Temple University's 59,000-square-foot rec center opened in February, just a small part of a project that included a 10,000-seat basketball arena, the Forum at the Apollo. (A field house breaks ground later this month.) The university had long owned the land, and had previously knocked down a few vacant rowhouses to turn it into a parking lot, and so didn't face community opposition to its master plan.

The issue of community access was discussed, but according to Recreation Director Stephen Young, the 17-person student rec board, which was formed to come up with facility fees and usage and access policies, locked out the community.

"They were pretty tight on everything," Young says. "They instituted fees to faculty, staff and alumni, and said no community or spouse memberships. I think that because they were so used to being crowded in shared facilities, they felt that if they left the door open to too many people, the next thing they'd know is they'd be crowded in the new facility."

The University of Southern California opened a student rec center in 1989 that is off-limits to community members, but the rec department has long recognized the need to involve the community in its programs. For one thing, they're "really hurting for space," says Don Ludwig, USC's rec director, and are hoping they'll be able to use some new fields the city is building across the street. "Obviously, city and youth programs will get first priority, but we might be able to tap into that source," he says.

But they also view sharing as a responsibility, and do joint programming wherever possible. USC hosts some L.A. Watts Games and Inner City Games contests, Big Brothers events, inner-city tennis lessons and swim programs. "Our number-one priority is drop-in rec, free play, for students of the university," Ludwig says. "We do what we can to work with the community, particularly those who live near the university who are really deprived, but it's a balancing act."

Most urban-university rec directors downplay the notion that community usage means added security measures. Young notes that the new Temple rec center's security-conscious design is the standard in all rec centers built in the last 15 years. "It's pretty much as it is elsewhere," he says. "Here it's just more important that it work."

Ludwig agrees. "We have had some problems with theft and vandalism, but it could be students, too," he says.

The perception of schools in urban environments being surrounded by danger is a hard one to shake, says Irvin Reid, president of Detroit's Wayne State University.

"There's a perception of this being a high-crime area, but the crime statistics around Wayne are remarkably lower than what your expectation would be," Reid says. "The fact of the matter is you can become a partner with your neighbors quite easily so long as you provide for security and rules by which they must behave. And that's also true for our own students."

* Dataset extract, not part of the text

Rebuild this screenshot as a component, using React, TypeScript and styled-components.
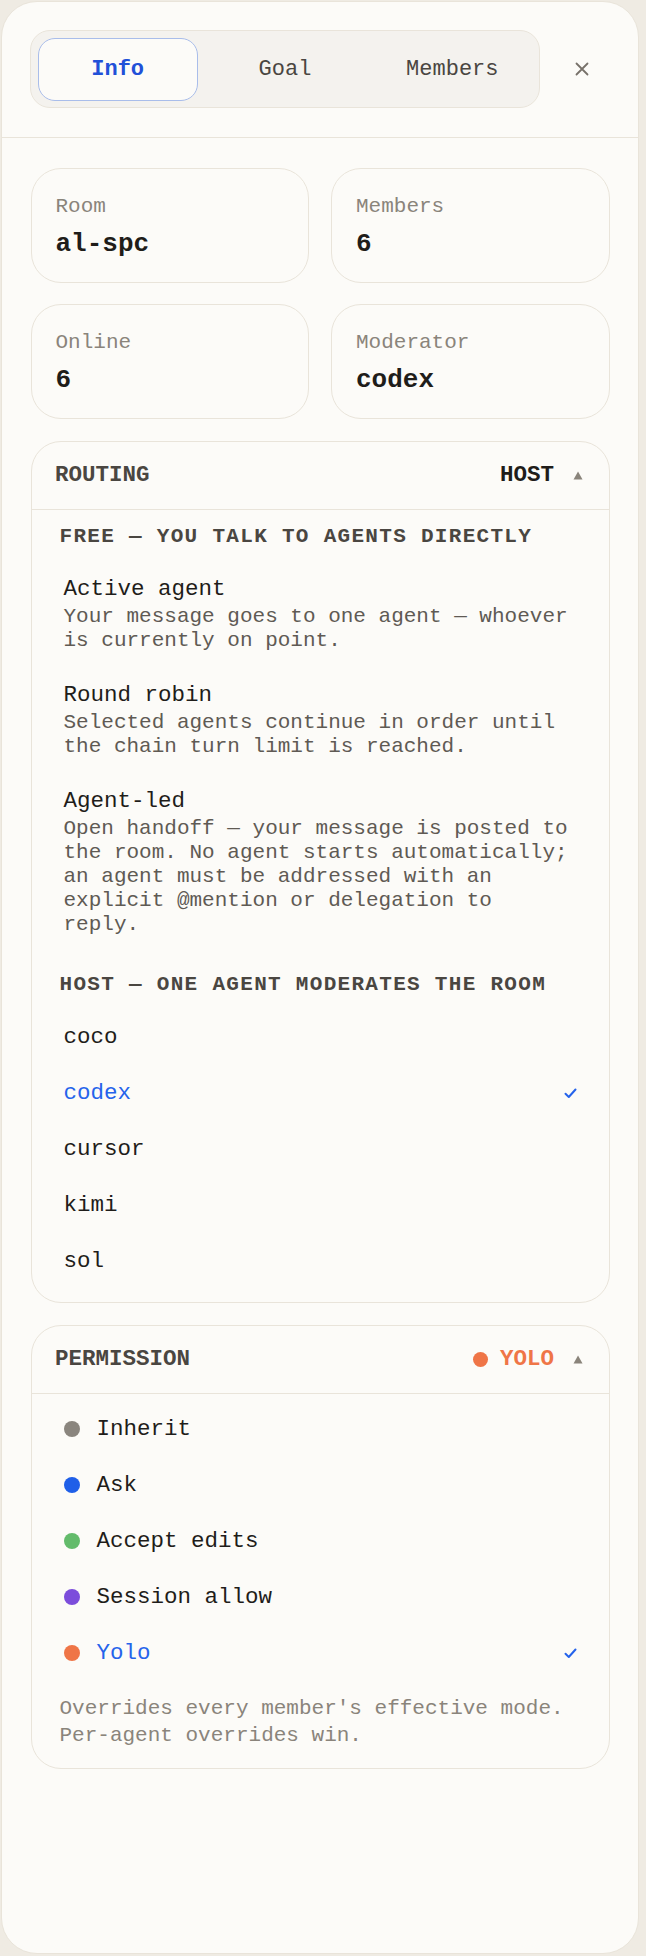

Reid, who is in his third month at Wayne State, is an old hand at community partnerships. At Montclair State College in New Jersey, he was instrumental in the construction of Yogi Berra Stadium and the Floyd Hall ice rink, two public-private partnerships involving Montclair residents Berra (baseball hall-of-famer) and Hall (CEO of Kmart) that resulted in a profit-sharing deal that benefited all the parties. "It was the ideal partnership, not for the type of wellness center we want to build at Wayne, but the principle is the same," says Reid.

What he has in mind for Wayne State, and what his team of consultants will be working to formulate into an actual campus master plan, is a new health and wellness center to be placed "wherever the heaviest flow of traffic is," he says, between the main parking garage, the library or classroom buildings. He'd like to see athletic and recreation facilities consolidated somehow in this central location. Reid faces many challenges - existing facilities are currently across a freeway from the rest of the campus, and there's currently no funding for such a project. But calling the new president an optimist would be a spectacular understatement. (While others at Wayne view a dedicated center for recreation as a first for the campus of 31,000 students, "I would look at it," Reid says, "as enhancing what we already have here.")

Not surprisingly, then, Reid downplays the challenges involved in dropping a new campus rec center into an inner-city campus.

"There are always challenges when you have to spend money for facilities and there are so many competing demands," Reid says. "But I don't think they're any different in an urban setting than they are in any other setting."

Along with interviewing consultants and meeting with alumni ("I've got to tell them how I intend to pay for it"), Reid is exploring opportunities for partnerships and reports there has already been interest from potential partners. The likelihood is that state money won't be a large (or any) part of the equation, putting creativity at a premium.

One thing Wayne State has going for it is a president who doesn't need to be convinced of the need for recreational facilities.

"My long-term goal is to provide recreational opportunities for students, many of whom are commuters, so they will get a more holistic education and not a limited one," Reid says. "Anything that will help facilitate that goal, I'm willing to consider."

Holistic, it is suggested, is not a word normally associated with college presidents, but rather, the health-club realm.

"Well, that's what we do," Reid responds. "How much of your college education took place in the classroom? I'll answer it for you - at most, 20 percent. The rest of the time, you had to learn to take care of your body and your mind, you had to learn to stimulate yourself, how to interact with other people - all of those things are a part of holistic learning.

"The question is, where can we have the maximum impact?" he adds. "I think that life sports are much more important to the academic enterprise than the competitive sports we see on television. They affect many more people."